Die EZB wird nächste Woche am Mittwoch zum ersten Mal langfristige Repo-Geschäfte (als fixed rate tender) ausschreiben. Es handelt sich dabei um eine LTRO (longer-term refinancing operation) mit 3 Jahren Laufzeit.
Die Banken dürften sich bisher bis zu 12 Monaten Geld borgen. Als Referenzsatz gilt der gegenwärtige Leitzins. Heute beträgt der Satz für main refinancing operations 1,0 Prozent.
Händler am Anleihemarkt sprechen bereits von „Sarko Trade“. Warum? Der jüngste EU-Gipfel war eine Katastrophe. Danach hat die EZB die eben genannte LTRO angekündigt. Der französische Staatspräsident Nicholas Sarkozy hat gedoppelt: „Dies bedeutet, dass jeder Staat sich an seine Banken wenden kann, die Liquidität zur Verfügung stellen werden“. Sarkozy hat m.a.W. europäische Banken aufgerufen, mit dem von der EZB geliehenem Geld europäische Staatsanleihen zu kaufen, und zwar so, dass beispielsweie spanische Banken spanische Staatsanleihen erwerben.
Der „Sarko Trade“ würde so vonstatten gehen: Banken in der Eurozone leihen sich das Geld zu 1% bei der EZB, indem sie entsprechende Sicherheiten hinterlegen. Wie der Zufall es will, werden Staatsanleihen als Sicherheiten (wenn auch mit Abschlag, d.h. haircut) angenommen. Die Banken kaufen dann kurzfristige Staatspapiere z.B. Italiens und stecken die Differenz zwischen dem Satz von 1% (zu dem sie das Geld bei der EZB aufnehmen) und der Rendite (zwischen 5% und 7%), die die Staatsanleihen abwerfen. Die zurückbehaltenden Erträge verbessern die Situation der Banken. Die Regierungen finden Abnehmer für ihre Papiere. Und die EZB sorgt dafür, die Krise (collateral crunch, siehe auch hier) am Interbankenmarkt zu entspannen.
Ende gut, alles gut? Mitnichten. Der „legale Trick“ der EZB erinnert erstens an die Repo-Geschäfte des in Konkurs geratenen Unternehmens MF Global von Jon Corzine. Seine Strategie „repo-to-maturity“ war kein Geistesblitz (siehe hier und hier).
Die grössere Sorge ist aber zweitens, dass die europäischen Staats- und Regierungschefs einen der ursprünglichen Fehler, der in erster Linie zu der Euro-Krise geführt hat, wiederholen, wie die FT schildert. Die Banken und Versicherungsgesellschaften waren mehr oder weniger gezwungen, bis auf die Decke Staatsanleihen zu kaufen. Die anfängliche Belastung mit Staatsanleihen kam durch die Regulierung („Basel II“), die Banken erlaubt hat, kein Kapital gegen Staatsanleihen auf die Seite zu legen, weil Staatsanleihen als risikofrei galten.
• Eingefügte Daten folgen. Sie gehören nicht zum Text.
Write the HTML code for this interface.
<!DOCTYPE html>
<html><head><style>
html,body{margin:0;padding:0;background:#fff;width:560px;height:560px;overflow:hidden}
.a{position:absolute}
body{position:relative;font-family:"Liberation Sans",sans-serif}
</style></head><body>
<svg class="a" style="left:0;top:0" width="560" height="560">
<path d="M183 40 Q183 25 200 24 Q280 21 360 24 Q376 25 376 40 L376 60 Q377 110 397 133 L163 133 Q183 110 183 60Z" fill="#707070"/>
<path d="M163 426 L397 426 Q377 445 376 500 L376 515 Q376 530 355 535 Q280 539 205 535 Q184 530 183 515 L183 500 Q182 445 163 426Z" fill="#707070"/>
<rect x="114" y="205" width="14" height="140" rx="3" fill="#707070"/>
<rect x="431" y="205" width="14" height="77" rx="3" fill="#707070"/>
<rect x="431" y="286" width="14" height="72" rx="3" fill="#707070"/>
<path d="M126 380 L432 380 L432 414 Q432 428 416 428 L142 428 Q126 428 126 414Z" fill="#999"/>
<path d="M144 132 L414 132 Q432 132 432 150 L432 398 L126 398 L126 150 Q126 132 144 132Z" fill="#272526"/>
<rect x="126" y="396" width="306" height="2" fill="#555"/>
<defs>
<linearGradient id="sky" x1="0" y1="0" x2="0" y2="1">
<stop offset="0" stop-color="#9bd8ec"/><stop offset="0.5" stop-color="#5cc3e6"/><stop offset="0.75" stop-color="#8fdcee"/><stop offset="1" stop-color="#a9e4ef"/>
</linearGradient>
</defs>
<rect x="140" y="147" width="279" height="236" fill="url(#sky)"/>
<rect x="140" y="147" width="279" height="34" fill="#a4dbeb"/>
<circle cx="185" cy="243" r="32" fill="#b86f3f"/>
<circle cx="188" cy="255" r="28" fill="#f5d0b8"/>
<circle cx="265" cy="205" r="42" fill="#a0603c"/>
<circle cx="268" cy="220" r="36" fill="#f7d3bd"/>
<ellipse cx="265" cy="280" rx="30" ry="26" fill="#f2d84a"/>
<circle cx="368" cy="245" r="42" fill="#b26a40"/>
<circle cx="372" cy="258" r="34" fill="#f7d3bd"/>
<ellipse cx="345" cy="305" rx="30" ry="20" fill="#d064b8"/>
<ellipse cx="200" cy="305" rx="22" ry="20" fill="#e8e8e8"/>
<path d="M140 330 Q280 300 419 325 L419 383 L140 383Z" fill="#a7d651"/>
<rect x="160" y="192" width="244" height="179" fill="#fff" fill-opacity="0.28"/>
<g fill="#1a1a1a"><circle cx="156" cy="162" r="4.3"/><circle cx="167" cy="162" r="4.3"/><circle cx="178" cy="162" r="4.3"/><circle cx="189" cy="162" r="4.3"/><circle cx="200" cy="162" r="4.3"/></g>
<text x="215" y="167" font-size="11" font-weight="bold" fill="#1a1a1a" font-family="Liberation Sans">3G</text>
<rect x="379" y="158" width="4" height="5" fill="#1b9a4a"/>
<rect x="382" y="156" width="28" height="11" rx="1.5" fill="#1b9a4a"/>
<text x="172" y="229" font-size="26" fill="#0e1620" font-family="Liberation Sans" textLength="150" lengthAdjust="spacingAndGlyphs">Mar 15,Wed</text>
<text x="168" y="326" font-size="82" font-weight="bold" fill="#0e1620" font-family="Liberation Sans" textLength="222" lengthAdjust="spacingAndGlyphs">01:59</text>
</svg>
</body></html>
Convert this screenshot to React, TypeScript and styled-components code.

Sarkozys Aufruf an die Banken deutet ausserdem darauf hin, was von Carmen Reinhart als „financial repression“ bezeichnet wird. Das ist nämlich dann der Fall, wenn die Regierungen versuchen, die Verschuldungszinsen künstlich niedrig zu halten, indem sie inländische Investoren zwingen, eigene Staatspapiere zu kaufen. Was zur Zeit auffällt, ist aber, dass die Banken sich seit geraumer Zeit im hohen Tempo von Staatsanleihen aus finanzschwachen EU-Ländern trennen.
Die Banken scheinen eher die Ansicht zu vertreten, dass es viel klüger wäre, die EZB-Darlehen zu verwenden, um die eigenen Gläubiger zu bedienen, als darauf zu spekulieren, dass die EU-Länder am Schluss ihre Staatspapiere bedienen würden.
Während Anleihen fällig werden und die meisten Finanzunternehmen nicht in der Lage sind, sich zu refinanzieren, benötigen Banken Liquidität, um über die Wand der Refinanzierung zu klettern. Banken müssen also Schulden abbauen (deleveraging) und nicht wieder Schulden aufbauen (re-leveraging), bemerkt IFF in einem aktuellen Kommentar. Es bleibt also ein Wunschdenken, dass die Banken wieder stapelweise Staatspapiere kaufen würden.
Es geht im Grunde genommen gar nicht darum, dass irgendjemand die notleidenden Staatsanleihen in der Eurozone kauft, sondern jemand, d.h. eine Institution, die die Anleihen kauft und bereit ist, die Verluste daraus zu tragen. Das kann nur die EZB als lender of last resort. Es geht schliesslich um ein Solvenz-Problem, welches sich aus der sich selbst verstärkenden Abwärtsspirale in der Eurozone entwickelt hat.